By late 2016, Lana Del Rey had already carved out one of the most distinctive voices in American pop, releasing four studio albums in four years and earning both critical devotion and occasional scepticism in equal measure. Her appearance on "Stargirl Interlude" fit naturally into a pattern of carefully chosen collaborations: she gravitated toward projects that matched her aesthetic sensibility rather than pursuing conventional crossover moments. The Weeknd's cinematic melancholy dovetailed with her own artistic instincts.

Their creative chemistry is evident in the track's texture. Neither artist upstages the other. The result is a piece that feels genuinely collaborative rather than transactional, which is rarer than it might seem in the world of album-feature credits. Fans of both artists responded accordingly, and the track built a loyal listener base that extended well beyond the album's initial release window.

A Quiet Legacy Among Album Deep Cuts

The track accumulated approximately 13 million YouTube views, a modest figure compared to the blockbuster singles from the same album, but a meaningful one for an interlude that never received a promotional push or a music video of its own. Its longevity on streaming platforms reflects the kind of slow-burn devotion that deep cuts earn when they genuinely connect, track after track, with listeners who return to the album as a whole rather than cherry-picking its radio moments.

"Stargirl Interlude" stands as one of the quieter achievements in both artists' catalogues, a small, perfectly weighted piece of collaborative craft. In an era when streaming metrics reward volume and velocity, moments of restraint tend to get overlooked. This one, fortunately, has not been entirely forgotten. If you have not let it play through at low volume in the dark, now is a good time to start.

"Stargirl Interlude" — The Weeknd Featuring Lana Del Rey's singular moment on the 2010s charts.

02 Song Meaning

Stargirl Interlude — Themes of Devotion and Dreaming

The Mythology of the Muse

At its core, "Stargirl Interlude" is a piece of devotional writing. The lyrics frame a particular kind of admiration, the feeling of encountering someone who seems to exist slightly outside ordinary reality, luminous and a little unreachable. The word "stargirl" functions as both descriptor and mythology, a figure constructed from the listener's longing rather than from documentary observation. This mode of idealization was central to the Weeknd's lyrical world across the Starboy era, where desire and obsession frequently blurred together.

Lana Del Rey's presence transforms the track's emotional register. When her voice carries the lyric, the devotion becomes mutual and complex rather than one-directional. She is no longer simply the object being idealized; her participation gives the "stargirl" figure a subjectivity of its own. That reversal, quiet as it is, deepens the piece considerably.

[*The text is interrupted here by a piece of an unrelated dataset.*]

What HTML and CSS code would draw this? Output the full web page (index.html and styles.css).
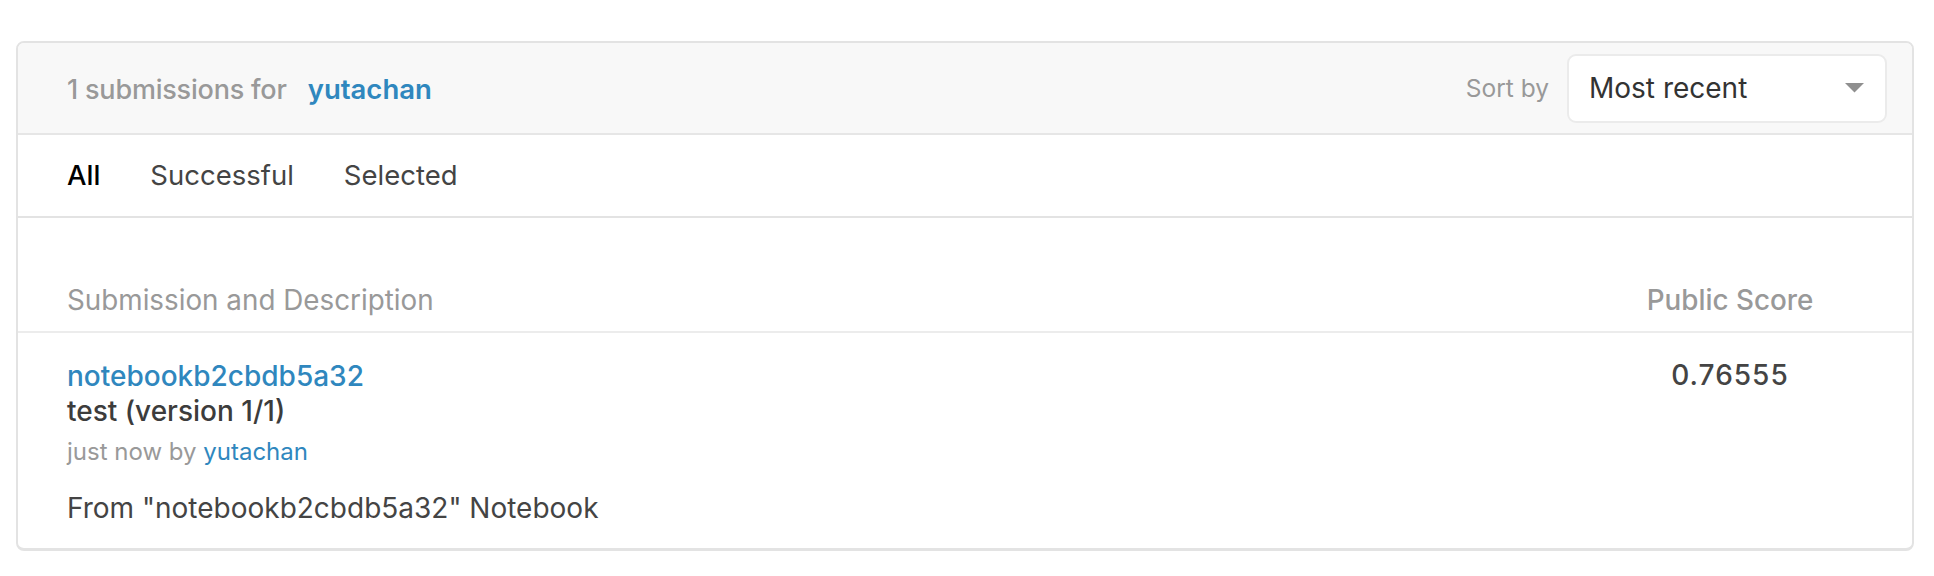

Vulnerability as a Sonic Strategy

The 2010s saw a significant shift in how male R&B artists performed emotion. The Weeknd was among the most influential figures in that shift, building a catalogue that foregrounded heartbreak, dependency, and moral ambiguity rather than conventional expressions of strength. "Stargirl Interlude" fits within that tradition, presenting tenderness without irony. The production's softness reinforces the lyrical openness; there is nowhere to hide in a mix this sparse.

The interlude format itself carries meaning. Album sequencing is a compositional choice, and placing this kind of intimate, stripped-back piece in the middle of a much larger and louder record signals that vulnerability deserves a dedicated space, not a corner of a bigger track. It functions as a room within the house of Starboy, a place where the noise of ambition and excess falls away.

The Del Rey Effect — Melancholy as Aesthetic

Lana Del Rey brought a specific cultural vocabulary to the collaboration. Her work had spent years exploring the American dream's shadow side: glamour decaying at the edges, love stories that end badly, beauty that carries a price. When that sensibility meets the Weeknd's themes of nocturnal obsession and emotional recklessness, the result has a particular flavour. The track occupies a space between celebration and elegy, honouring the person being addressed while acknowledging, somewhere underneath the melody, that such idealised love is inherently fragile.

This kind of emotional ambiguity resonated strongly with a generation of listeners who had grown up consuming pop culture that treated contradiction as a feature rather than a flaw. The track did not resolve its tensions; it let them vibrate.

Why the Brevity Works

At just over two minutes, the track resists the impulse to over-explain. So much of what gives "Stargirl Interlude" its staying power is what it withholds. The image of the "stargirl" remains impressionistic rather than specific. The emotional stakes are implied rather than argued. Great album interludes have always functioned this way, as sketches that the listener's imagination completes rather than finished statements that leave nothing to interpretation.

That incompleteness is precisely why the track has attracted sustained attention on streaming platforms long after its initial release. Listeners return to it because it gives them room to bring their own associations to the piece, their own versions of the luminous, slightly unreachable person being described. In that sense, the "stargirl" belongs as much to the audience as to its creators.